Sherman and Grant were old friends and combat comrades. Grant invited Sherman, recently in from the field, to his War Department office for what became an hours- long, closed-door, off-the-record session. The usual rumor experts of army head-quarters and the War Department were frustrated as, at times, the voices of the two generals penetrated the heavy doors to Grant’s rooms, but so dimly that the most acute ears bent that way could make out few words. Finally Sherman emerged. He looked shaken. Soon after this meeting he took the train out of Washington to St. Louis and, except for brief ceremonial occasions, did not return to Washington’s dangers for almost twenty years.
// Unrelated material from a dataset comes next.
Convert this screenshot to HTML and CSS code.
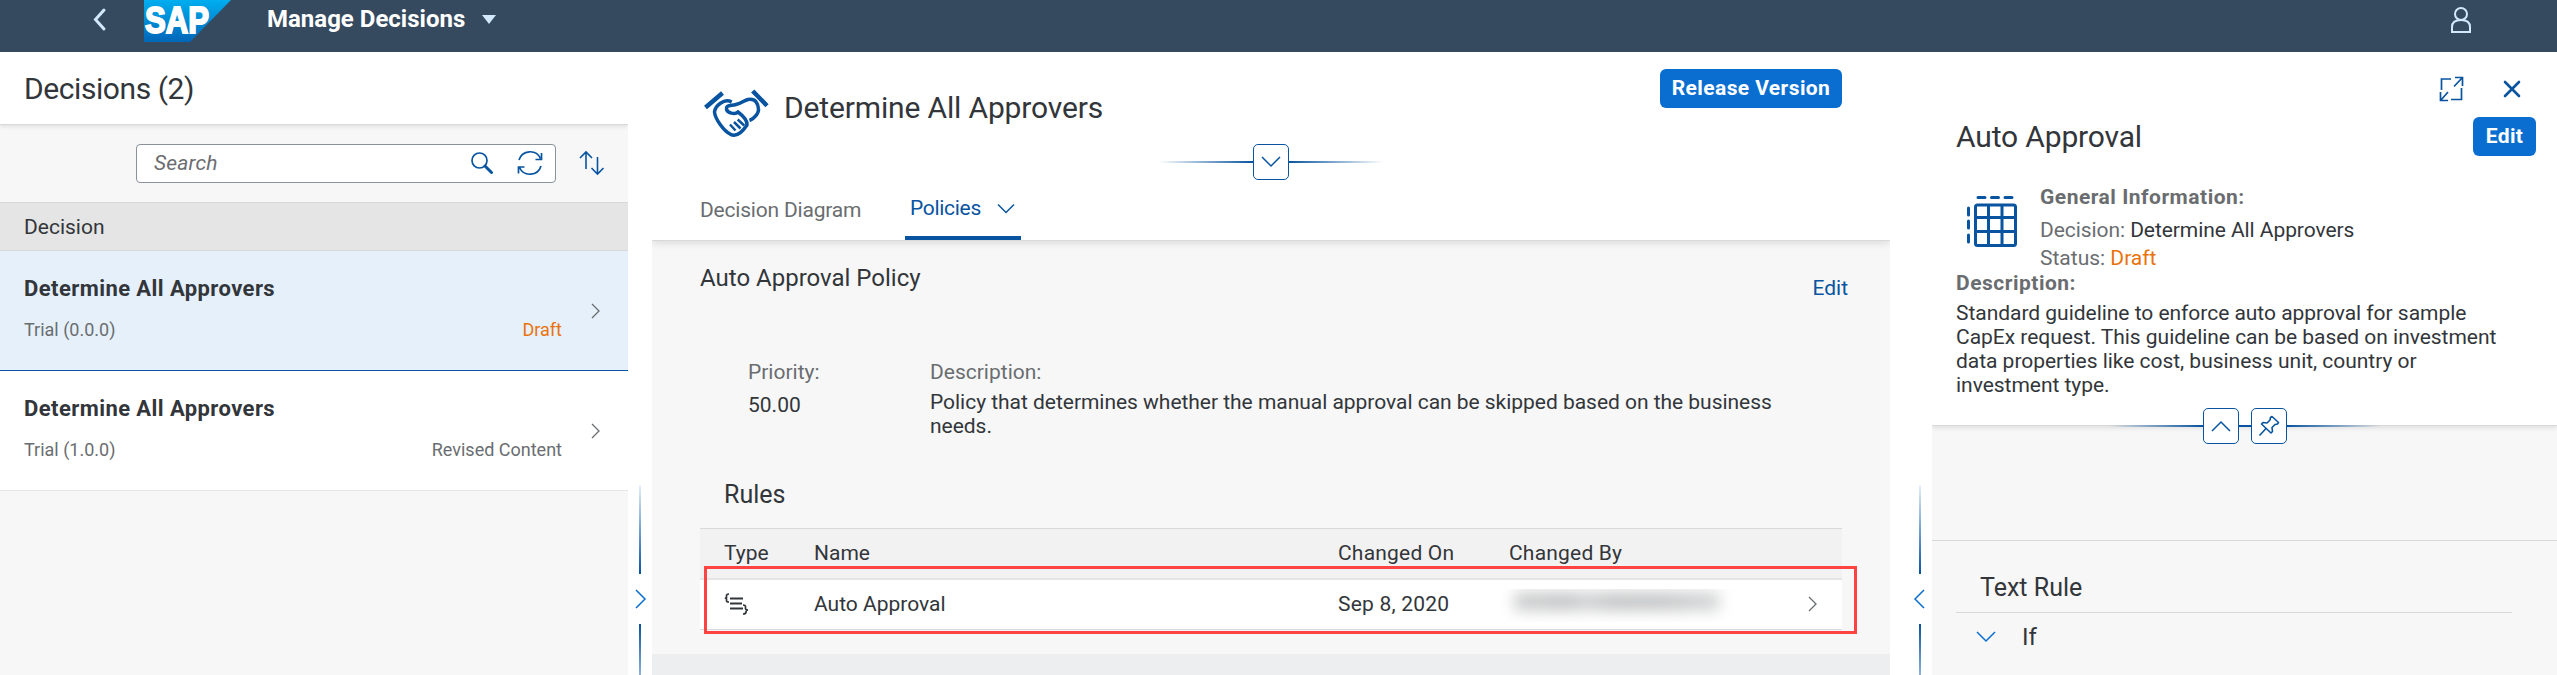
FILE: index.html
```html
<!DOCTYPE html>
<html lang="en">
<head>
<meta charset="utf-8">
<title>Manage Decisions</title>
<link rel="stylesheet" href="styles.css">
</head>
<body>
<header class="shell">
  <svg class="back" width="15" height="23" viewBox="0 0 15 23"><path d="M12 2 3.500 11.500 12 21" fill="none" stroke="#d1e8ff" stroke-width="3" stroke-linecap="round"/></svg>
  <div class="logo">
    <svg width="87" height="42" viewBox="0 0 87 42"><defs><linearGradient id="sap" x1="0" y1="0" x2="0" y2="1"><stop offset="0" stop-color="#00aeef"/><stop offset="1" stop-color="#0066b8"/></linearGradient></defs><path d="M0 0H87L46 42H0Z" fill="url(#sap)"/><text x="1" y="33" textLength="64" lengthAdjust="spacingAndGlyphs" class="logo-text">SAP</text></svg>
  </div>
  <h1 class="shell-title">Manage Decisions</h1>
  <svg class="caret" width="14" height="9" viewBox="0 0 14 9"><path d="M0 0H14L7 9Z" fill="#d1e8ff"/></svg>
  <svg class="user" width="20" height="26" viewBox="0 0 20 26"><g fill="none" stroke="#d1e8ff" stroke-width="2"><ellipse cx="10" cy="7" rx="6" ry="6"/><path d="M1 25v-5q0-7 9-7t9 7v5z"/></g></svg>
</header>
<div class="columns">
  <aside class="master">
    <h2 class="master-title">Decisions (2)</h2>
    <div class="toolbar">
      <div class="search"><span class="placeholder">Search</span>
        <svg width="22" height="22" viewBox="0 0 22 22"><g fill="none" stroke="#0854a0"><circle cx="8.500" cy="8.500" r="7.500" stroke-width="1.700"/><path d="M14 14l6.500 6.500" stroke-width="3" stroke-linecap="round"/></g></svg>
        <svg class="refresh" width="26" height="26" viewBox="0 0 26 26"><g fill="none" stroke="#0854a0" stroke-width="1.700"><path d="M2 10A11.500 11.500 0 0 1 23.500 8.500M24.500 3v6.500h-6M24 16A11.500 11.500 0 0 1 2.500 17.500M1.500 23.500V17h6"/></g></svg>
      </div>
      <svg class="sort" width="26" height="24" viewBox="0 0 26 24"><path d="M7 18V1.500M1 7l6-6 6 6M18.500 6v16.500M12.500 17l6 6 6-6" fill="none" stroke="#0854a0" stroke-width="1.600"/></svg>
    </div>
    <div class="list-head">Decision</div>
    <div class="item selected">
      <div class="item-body"><div class="item-title">Determine All Approvers</div><div class="item-sub"><span>Trial (0.0.0)</span><span class="draft">Draft</span></div></div>
      <svg width="9" height="16" viewBox="0 0 9 16"><path d="M1 1l7 7-7 7" fill="none" stroke="#6a6d70" stroke-width="1.300"/></svg>
    </div>
    <div class="item">
      <div class="item-body"><div class="item-title">Determine All Approvers</div><div class="item-sub"><span>Trial (1.0.0)</span><span>Revised Content</span></div></div>
      <svg width="9" height="16" viewBox="0 0 9 16"><path d="M1 1l7 7-7 7" fill="none" stroke="#6a6d70" stroke-width="1.300"/></svg>
    </div>
  </aside>
  <div class="splitter left">
    <i class="fade-up"></i>
    <svg width="11" height="20" viewBox="0 0 11 20"><path d="M1 1l9 9-9 9" fill="none" stroke="#0a6ed1" stroke-width="1.500"/></svg>
    <i class="fade-down"></i>
  </div>
  <main class="detail">
    <section class="detail-head">
      <div class="title-row">
        <svg class="shake" width="66" height="48" viewBox="0 0 66 48"><g fill="none" stroke="#0854a0"><path d="M1.500 18.500 18.500 4M48.700 2 63 16.700" stroke-width="4.500"/><path d="M27.700 13C20 9 11 17 10.500 23 11 30 20 42 26 45c5 3 11 0 17-9 .5-5-5-10-9-13-3 3-11 1-11.500-3-.5-4 3.500-3 9.500-4.500 6-1.500 8-4 12-5 8-1.500 10 4.500 10.500 9.500.5 4-4.500 10-9 11.500" stroke-width="3.500"/><path d="M26 35.500l5.500 6M30 33l6.500 6.500M33.700 30.500l6.500 6" stroke-width="2.500"/></g></svg>
        <h2 class="page-title">Determine All Approvers</h2>
        <button class="primary release">Release Version</button>
      </div>
      <div class="anchor"><i class="fade-l"></i><span class="box"><svg width="20" height="12" viewBox="0 0 20 12"><path d="M1 1l9 9 9-9" fill="none" stroke="#0854a0" stroke-width="1.500"/></svg></span><i class="fade-r"></i></div>
      <nav class="tabs"><span class="tab">Decision Diagram</span><span class="tab active">Policies<svg width="18" height="10" viewBox="0 0 18 10"><path d="M1 .5l8 8 8-8" fill="none" stroke="#0854a0" stroke-width="1.500"/></svg></span></nav>
    </section>
    <section class="policy">
      <div class="policy-head"><h3 class="policy-title">Auto Approval Policy</h3><a class="link">Edit</a></div>
      <div class="fields">
        <div class="priority"><div class="label">Priority:</div><div class="num">50.00</div></div>
        <div class="descr"><div class="label">Description:</div><div class="text">Policy that determines whether the manual approval can be skipped based on the business<br>needs.</div></div>
      </div>
      <h3 class="rules-title">Rules</h3>
      <div class="table">
        <div class="row head"><span>Type</span><span>Name</span><span>Changed On</span><span>Changed By</span></div>
        <div class="row body">
          <span><svg class="rule-icon" width="25" height="22" viewBox="0 0 25 22"><g fill="none" stroke="#32363a"><path d="M6 5.500h13M6 10.500h12M6 15.500h13" stroke-width="2.200"/><path d="M5 1Q2 1 2.500 3.500T1 5q2 0 1.500 2T5 9M19 12q3 0 2.500 2.500T24 17q-2 0-2 2t-3 2" stroke-width="1.700"/></g></svg></span>
          <span>Auto Approval</span><span>Sep 8, 2020</span><span class="masked"><i></i></span>
          <svg width="9" height="16" viewBox="0 0 9 16"><path d="M1 1l7 7-7 7" fill="none" stroke="#6a6d70" stroke-width="1.300"/></svg>
        </div>
        <div class="highlight"></div>
      </div>
    </section>
  </main>
  <div class="splitter right">
    <i class="fade-up"></i>
    <svg width="11" height="20" viewBox="0 0 11 20"><path d="M10 1l-9 9 9 9" fill="none" stroke="#0a6ed1" stroke-width="1.500"/></svg>
    <i class="fade-down"></i>
  </div>
  <aside class="side">
    <section class="side-head">
      <div class="side-actions">
        <svg width="25" height="26" viewBox="0 0 25 26"><path d="M12 3H2.500v11M16 1.500h7.500V10M23 2l-8 8.500M22.500 12v11.500H12M1.500 16v8.500h7.500M2 24l7-8" fill="none" stroke="#0854a0" stroke-width="1.700"/></svg>
        <svg width="18" height="18" viewBox="0 0 18 18"><path d="M2 2l14 14M16 2 2 16" fill="none" stroke="#0854a0" stroke-width="2.600" stroke-linecap="round"/></svg>
      </div>
      <div class="side-title-row"><h2 class="page-title">Auto Approval</h2><button class="primary edit">Edit</button></div>
      <div class="info">
        <svg width="50" height="51" viewBox="0 0 50 51"><g fill="none" stroke="#0854a0"><rect x="8.500" y="9" width="40" height="40.500" rx="2" stroke-width="3"/><path d="M21.500 9v40M35 9v40M8 21.500h41M8 35.500h41" stroke-width="3"/><path d="M11 1.500h7M24.500 1.500h7M38 1.500h7M1.500 12v7M1.500 25v7M1.500 39v7" stroke-width="3" stroke-linecap="round"/></g></svg>
        <div class="info-text"><b class="gi">General Information:</b><div class="dec"><span class="label">Decision:</span> Determine All Approvers</div><div class="stat"><span class="label">Status:</span> <span class="draft">Draft</span></div></div>
      </div>
      <b class="desc-label">Description:</b>
      <p class="desc">Standard guideline to enforce auto approval for sample<br>CapEx request. This guideline can be based on investment<br>data properties like cost, business unit, country or<br>investment type.</p>
    </section>
    <div class="anchor side-anchor"><i class="fade-l"></i><span class="box"><svg width="20" height="12" viewBox="0 0 20 12"><path d="M1 11l9-9 9 9" fill="none" stroke="#0854a0" stroke-width="1.500"/></svg></span><i class="mid"></i><span class="box"><svg width="22" height="22" viewBox="0 0 22 22"><path d="M14 1.500 20.500 7.500l-1 1.500-2.500.5-3 3 .5 4L13 18 3.500 9 5 7.500 9 8l3-3 .5-2.500ZM8 13.500 1.500 20.500" fill="none" stroke="#0854a0" stroke-width="1.600" stroke-linejoin="round"/></svg></span><i class="fade-r"></i></div>
    <section class="side-body">
      <h3 class="text-rule">Text Rule</h3>
      <div class="if-row"><svg width="20" height="12" viewBox="0 0 20 12"><path d="M1 1l9 9 9-9" fill="none" stroke="#0a6ed1" stroke-width="1.500"/></svg><span>If</span></div>
    </section>
  </aside>
</div>
</body>
</html>
```
FILE: styles.css
```css
* { box-sizing: border-box; }
body { margin: 0; width: 2557px; height: 675px; overflow: hidden; background: #fff; color: #32363a; font: 21px/24px Roboto, "Liberation Sans", sans-serif; }
h1, h2, h3, p { margin: 0; font-weight: 400; }
svg { display: block; flex: none; overflow: visible; }
i { display: block; }

.shell { display: flex; align-items: flex-start; height: 52px; background: #354a5f; }
.back { margin: 8px 0 0 92px; }
.logo { margin-left: 37px; }
.logo-text { font: 700 37px "Liberation Sans", sans-serif; fill: #fff; stroke: #fff; stroke-width: 2px; }
.shell-title { margin: 3px 0 0 36px; width: 205px; white-space: nowrap; color: #fff; font-weight: 700; font-size: 24px; line-height: 32px; }
.caret { margin: 15px 0 0 10px; }
.user { margin: 7px 86px 0 auto; }

.columns { display: grid; grid-template-columns: 628px 24px 1238px 42px 625px; height: 623px; }

.master { background: #f7f7f7; }
.master-title { position: relative; height: 73px; padding: 19px 24px; background: #fff; border-bottom: 1px solid #d9d9d9; box-shadow: 0 1px 5px rgba(0,0,0,.12); clip-path: inset(0 0 -8px 0); font-size: 30px; line-height: 36px; letter-spacing: -.42px; }
.toolbar { display: flex; align-items: center; height: 77px; padding: 0 23px 1px 136px; }
.search { display: flex; align-items: center; width: 420px; height: 39px; padding: 0 12px 0 17px; border: 1px solid #89919a; border-radius: 4px; background: #fff; }
.placeholder { flex: 1; color: #6a6d70; font-style: italic; letter-spacing: .2px; }
.refresh { margin-left: 24px; }
.sort { margin-left: auto; }
.list-head { height: 49px; padding-left: 24px; border: solid #d9d9d9; border-width: 1px 0; background: #e5e5e5; line-height: 48px; }
.item { display: flex; align-items: center; height: 120px; padding: 0 28px 0 24px; border-bottom: 1px solid #e5e5e5; background: #fff; }
.item.selected { background: #e5f0fa; border-color: #0854a0; }
.item-body { width: 538px; margin: -4px 29px 0 0; }
.item-title { font-weight: 700; font-size: 22px; line-height: 28px; letter-spacing: .42px; }
.item-sub { display: flex; justify-content: space-between; margin-top: 15px; color: #6a6d70; font-size: 18px; line-height: 24px; }
.draft { color: #e9730c; }

.splitter { padding-top: 433px; }
.splitter i { width: 2px; height: 89px; }
.fade-up { background: linear-gradient(#e5f0fa, #0854a0); }
.splitter .fade-down { height: 51px; background: linear-gradient(#0854a0, #8eb0d3); }
.splitter svg { margin: 15px 0; }
.splitter.left { padding-left: 11px; }
.splitter.left svg { margin-left: -4px; }
.splitter.right { padding-left: 29px; }
.splitter.right svg { margin-left: -5px; }

.detail { background: #eceef0; }
.detail-head { position: relative; height: 189px; background: #fff; border-bottom: 1px solid #d9d9d9; box-shadow: 0 2px 8px rgba(0,0,0,.12); clip-path: inset(0 0 -12px 0); }
.title-row { display: flex; align-items: flex-start; height: 91px; padding: 17px 48px 0 52px; }
.shake { margin-top: 20px; }
.page-title { font-size: 30px; line-height: 36px; letter-spacing: -.15px; }
.title-row .page-title { margin: 21px 0 0 14px; }
.primary { height: 39px; padding: 0 0 2px; border: 0; border-radius: 6px; background: #0a6ed1; color: #fff; font: 700 21px Roboto, sans-serif; letter-spacing: .4px; }
.release { width: 182px; margin-left: auto; }
.anchor { display: flex; align-items: center; justify-content: center; height: 38px; }
.anchor i { height: 2px; background: #0854a0; }
.anchor .fade-l { width: 94px; background: linear-gradient(90deg, rgba(8,84,160,0), #0854a0); }
.anchor .fade-r { width: 94px; background: linear-gradient(90deg, #0854a0, rgba(8,84,160,0)); }
.box { display: flex; align-items: center; justify-content: center; width: 36px; height: 36px; border: 1px solid #0854a0; border-radius: 5px; background: #fff; }
.tabs { display: flex; height: 59px; padding-left: 48px; color: #6a6d70; line-height: 59px; letter-spacing: -.2px; }
.tab { width: 161px; white-space: nowrap; }
.tab.active { display: flex; align-items: center; width: 116px; margin-left: 44px; padding-left: 5px; border-bottom: 4px solid #0854a0; border-radius: 2px 2px 0 0; color: #0854a0; line-height: 57px; letter-spacing: -.3px; }
.tab.active svg { margin-left: auto; margin-right: 6px; }

.policy { height: 413px; padding: 0 48px; background: #f7f7f7; }
.policy-head { display: flex; justify-content: space-between; height: 119px; margin-right: -6px; padding-top: 21px; }
.policy-title { font-size: 24px; line-height: 32px; }
.link { margin-top: 10px; color: #0854a0; line-height: 32px; }
.fields { display: flex; height: 106px; padding-left: 48px; }
.priority { width: 182px; }
.label { color: #6a6d70; }
.num { margin-top: 9px; }
.text { margin-top: 6px; white-space: nowrap; letter-spacing: -.03px; }
.rules-title { height: 62px; padding: 13px 24px 0; font-size: 25px; line-height: 32px; }
.table { position: relative; border-top: 1px solid #d9d9d9; }
.row { display: grid; grid-template-columns: 90px 524px 171px 299px auto; align-items: center; padding: 0 0 2px 24px; }
.row span + span + span { letter-spacing: .2px; }
.head { height: 51px; background: #f2f2f2; border-bottom: 2px solid #e5e5e5; }
.body { height: 50px; background: #fff; border-bottom: 1px solid #d9d9d9; }
.masked { height: 33px; width: 236px; margin: 4px 0 0 -8px; overflow: hidden; }
.masked i { width: 206px; height: 19px; margin: 3px 0 0 13px; background: linear-gradient(90deg, #d0d1d2, #c6c7c8 25%, #d2d3d4 35%, #c6c7c8 50%, #c8c9ca 75%, #d8d9da); filter: blur(7px); }
.highlight { position: absolute; left: 4px; top: 37px; width: 1153px; height: 68px; border: 3px solid #ff4242; }

.side { background: #f7f7f7; }
.side-head { height: 374px; padding-left: 24px; background: #fff; border-bottom: 1px solid #d9d9d9; box-shadow: 0 2px 5px rgba(0,0,0,.1); clip-path: inset(0 0 -8px 0); }
.side-actions { display: flex; align-items: center; justify-content: flex-end; gap: 39px; height: 65px; padding: 8px 36px 0 0; }
.side-title-row { display: flex; justify-content: space-between; height: 68px; padding-right: 21px; }
.side-title-row .page-title { margin-top: 2px; }
.edit { width: 63px; }
.info { display: flex; height: 86px; padding: 11px 0 0 11px; }
.info-text { margin-left: 23px; }
.gi { display: block; margin-top: -11px; color: #6a6d70; letter-spacing: .5px; }
.dec { margin-top: 9px; letter-spacing: -.07px; }
.stat { margin-top: 4px; }
.desc-label { display: block; color: #6a6d70; letter-spacing: .5px; }
.desc { margin-top: 6px; white-space: nowrap; letter-spacing: -.03px; }
.side-anchor { position: relative; margin-top: -19px; }
.side-anchor .mid { width: 12px; }
.side-body { margin-top: 95px; padding: 0 45px 0 24px; border-top: 1px solid #d9d9d9; }
.text-rule { height: 72px; padding: 31px 24px 0; border-bottom: 1px solid #d9d9d9; font-size: 25px; line-height: 32px; }
.if-row { display: flex; align-items: center; padding: 8px 0 0 20px; font-size: 24px; line-height: 32px; }
.if-row span { margin-left: 26px; }
```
What, I dearly want to know, did Grant tell Sherman? How did the latter respond? Sherman’s decision not to play the President’s hazardous game and to listen to his immediate superior officer—who was soon to he his commander in chief—helped to keep the American army subservient to all its constitutional masters, not to one alone.


                                                      Harold M. Hyman, William Pettus Hobby

                                                             Professor of History, Rice University.